Rome: a Low-rise Capital with High Aspirations

What is the most wonderful thing about Rome? Of course, there is her richness of mementoes from past ages: from Etruscan shepherds’ encampment on the Capitol hill to early virtuous Republican times, through dark gothic ages of plagues and invasions and into the golden light of Renaissance and the Baroque when Rome once again reinvented itself and became transformed into majestic splendour.

For me, however, there are two features of this truly eternal city that mean so much.

First, Rome is not a high-rise city. Just look at the archetypal views of the city from the Pincio, from the Spanish steps, indeed from anywhere in the heart of the city. Church spires and domes stand out among domestic buildings. There are no skyscrapers such as one finds in London’s centre disfiguring the cityscape and demolishing the once famous view of the metropolis as painted by Canaletto where Wren’s city church spires rose and stood out from the rest of the buildings and where Saint Paul’s cupola crowned the urban scene.

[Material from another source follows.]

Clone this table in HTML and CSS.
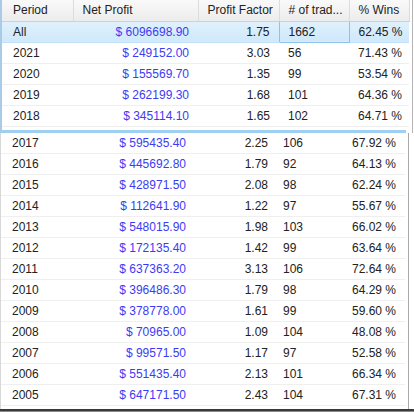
FILE: index.html
```html
<!DOCTYPE html>
<html>
<head>
<meta charset="utf-8">
<link rel="stylesheet" href="styles.css">
</head>
<body>
<div class="frame">
  <div class="top">
    <table class="grid grid-top">
      <colgroup><col class="c1"><col class="c2"><col class="c3"><col class="c4"><col class="c5"></colgroup>
      <thead>
        <tr><th>Period</th><th>Net Profit</th><th>Profit Factor</th><th># of trad...</th><th>% Wins</th></tr>
      </thead>
      <tbody>
        <tr class="sel"><td>All</td><td class="money">$ 6096698.90</td><td class="num">1.75</td><td class="focus">1662</td><td class="num">62.45 %</td></tr>
        <tr><td>2021</td><td class="money">$ 249152.00</td><td class="num">3.03</td><td>56</td><td class="num">71.43 %</td></tr>
        <tr><td>2020</td><td class="money">$ 155569.70</td><td class="num">1.35</td><td>99</td><td class="num">53.54 %</td></tr>
        <tr><td>2019</td><td class="money">$ 262199.30</td><td class="num">1.68</td><td>101</td><td class="num">64.36 %</td></tr>
        <tr><td>2018</td><td class="money">$ 345114.10</td><td class="num">1.65</td><td>102</td><td class="num">64.71 %</td></tr>
      </tbody>
    </table>
    <div class="tail"></div>
  </div>
  <div class="bottom">
    <table class="grid grid-bottom">
      <colgroup><col class="d1"><col class="d2"><col class="d3"><col class="d4"><col class="d5"></colgroup>
      <tbody>
        <tr><td>2017</td><td class="money">$ 595435.40</td><td class="num">2.25</td><td>106</td><td class="num">67.92 %</td></tr>
        <tr><td>2016</td><td class="money">$ 445692.80</td><td class="num">1.79</td><td>92</td><td class="num">64.13 %</td></tr>
        <tr><td>2015</td><td class="money">$ 428971.50</td><td class="num">2.08</td><td>98</td><td class="num">62.24 %</td></tr>
        <tr><td>2014</td><td class="money">$ 112641.90</td><td class="num">1.22</td><td>97</td><td class="num">55.67 %</td></tr>
        <tr><td>2013</td><td class="money">$ 548015.90</td><td class="num">1.98</td><td>103</td><td class="num">66.02 %</td></tr>
        <tr><td>2012</td><td class="money">$ 172135.40</td><td class="num">1.42</td><td>99</td><td class="num">63.64 %</td></tr>
        <tr><td>2011</td><td class="money">$ 637363.20</td><td class="num">3.13</td><td>106</td><td class="num">72.64 %</td></tr>
        <tr><td>2010</td><td class="money">$ 396486.30</td><td class="num">1.79</td><td>98</td><td class="num">64.29 %</td></tr>
        <tr><td>2009</td><td class="money">$ 378778.00</td><td class="num">1.61</td><td>99</td><td class="num">59.60 %</td></tr>
        <tr><td>2008</td><td class="money">$ 70965.00</td><td class="num">1.09</td><td>104</td><td class="num">48.08 %</td></tr>
        <tr><td>2007</td><td class="money">$ 99571.50</td><td class="num">1.17</td><td>97</td><td class="num">52.58 %</td></tr>
        <tr><td>2006</td><td class="money">$ 551435.40</td><td class="num">2.13</td><td>101</td><td class="num">66.34 %</td></tr>
        <tr><td>2005</td><td class="money">$ 647171.50</td><td class="num">2.43</td><td>104</td><td class="num">67.31 %</td></tr>
      </tbody>
    </table>
  </div>
</div>
</body>
</html>
```
FILE: styles.css
```css
html, body {
  margin: 0;
  padding: 0;
  background: #ffffff;
}
body {
  font-family: "Liberation Sans", Arial, sans-serif;
  font-size: 12px;
  color: #222;
}
.frame {
  width: 414px;
  height: 412px;
  box-sizing: border-box;
  display: flex;
  flex-direction: column;
  overflow: hidden;
  position: relative;
}
.top {
  width: 413px;
  border-left: 2px solid #a9cbe8;
  border-right: 1px solid #b4b4b4;
  box-sizing: border-box;
}
.tail {
  width: 404px;
  height: 3px;
  background: #fff;
  border-bottom: 3px solid #9fd0f2;
}
.grid {
  border-collapse: collapse;
  table-layout: fixed;
}
.grid-top { width: 407px; }
.grid-bottom { width: 404px; }
.c1 { width: 71px; }
.c2 { width: 125px; }
.c3 { width: 81px; }
.c4 { width: 70px; }
.c5 { width: 60px; }
.d1 { width: 70px; }
.d2 { width: 124px; }
.d3 { width: 79px; }
.d4 { width: 69px; }
.d5 { width: 62px; }
th {
  height: 21px;
  padding: 0 0 0 9px;
  text-align: left;
  font-weight: normal;
  color: #222;
  background: linear-gradient(#f9f9f9, #ececec);
  border-right: 1px solid #dcdcdc;
  border-bottom: 1px solid #d0d0d0;
  white-space: nowrap;
  overflow: hidden;
  box-sizing: border-box;
}
th:first-child { padding-left: 11px; }
td {
  height: 21px;
  padding: 0 0 0 9px;
  border-bottom: 1px solid #efefef;
  white-space: nowrap;
  overflow: hidden;
  box-sizing: border-box;
}
td:first-child { padding-left: 11px; }
td.money {
  text-align: right;
  padding-right: 9px;
  color: #3b3bf5;
}
td.num {
  text-align: right;
  padding-right: 9px;
}
.grid-bottom td.num { padding-right: 6px; }
.grid-bottom td:nth-child(5) { padding-right: 9px; }
.sel td {
  background: linear-gradient(#e0f1fc, #cfe8fa);
  border-bottom: 1px solid #bfe0f6;
}
.sel td.focus {
  border: 1px solid #8cc3ea;
}
.bottom {
  flex: 1;
  width: 409px;
  border-left: 1px solid #d8d8d8;
  border-right: 1px solid #a9a9a9;
  border-bottom: 2px solid #b9d9f0;
  box-sizing: border-box;
  overflow: hidden;
}
.frame::after {
  content: "";
  position: absolute;
  left: 0;
  right: 0;
  bottom: 0;
  height: 3px;
  background: linear-gradient(#3a3a3a, #3a3a3a 66%, #8a8a8a 66%);
}
```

It’s so unlike today where one is often hard put to get a unobstructed photograph of the Dome – so hemmed is it by recent high rise office blocks (which will soon empty as work-places because of the increase in teleworking). High-rise capitals are sadly proliferating throughout the world making a capital in India look increasingly the same as a capital in Saudi Arabia or Thailand or China or Japan or the USA……. It would be difficult to apply those lines from Wordsworth’s sonnet written on London’s Westminster bridge today:

Ships, towers, domes, theatres, and temples lie

Open unto the fields, and to the sky;

Rather it would have to be re-written as something like this:

Shard, cheese-grater, gherkin, walkie-talkie

Tomb-like stand despotic and so pawky

But Rome is unique: it stands out exactly because it is low-rise. May it ever remain like that!

London capital city:

Rome capital city:

The second feature I love so much about Rome is that one can still walk streets in its heart which have retained their age-old characteristics. These are the areas which escaped that misplaced attempt to give ‘regularity’ and ‘formality’ to the city’s maze of old alleys and streets. After Rome became capital of a united Italy in 1870 there were ‘piani regolatori’ (town planning schemes) put into operation which caused the ploughing of grand boulevards through Rome. Such roads as the Via Nazionale and the Via dei Fori Imperiali are the most prominent examples of this totalitarianistic town-planning. The new Italian rulers wanted to make Rome look like any other big European capital such as Vienna or Paris. Fortunately, much has remained unspoilt and untouched by the ogre of speculative new building such as has regrettably occurred to so much of London (and so many other cities).

People do still live in the centre of Rome! The streets are still cobbled with those square lava stones called San Pietrini (so attractive but so tough if the right shoes aren’t worn). The lanes are shaded from the often torrid summer sun by their narrowness. Rome could, indeed, be described not only as the Eternal City but also as the archetypal Global Village.

Maggior Di Roma non c’e’…

6 thoughts on “Rome: a Low-rise Capital with High Aspirations

  1. I have had many happy days in Rome as I have my Godmother there and plenty of cousins. I used to visit them as well as good friends and I miss all this cordiality. I met many people through my Mothers cousins who owned a restaurant and the sister of my Godmother had a photographic and optician shop. I used to love to visit all the regular beautiful sights the Roman Forum made me chuckle with its “Umbellicum Urbe” such fun not to mention actually seeing so much of what I had written about Rome in my ambitious project on Rome. Julius Caesar Marcus Anthony La Lupa Romulus and Remus I had planned on writing also about the Churches of Rome as well as the Fountains a vast undertaking to be completed maybe time permitting. Oh and the Pantheon and not forgetting the Colosseum. Then we were allowed to climb up high no longer health and safety issues. Then of course I also visited various museums housed in Villas. Francis you are lucky to have revisited Rome I know that 21000 steps were not in my grasp with kneee and foot problems. I enjoyed your visit nontheless thank you for sharing and for maintaining such a great enthusiasm in such difficult times for us all.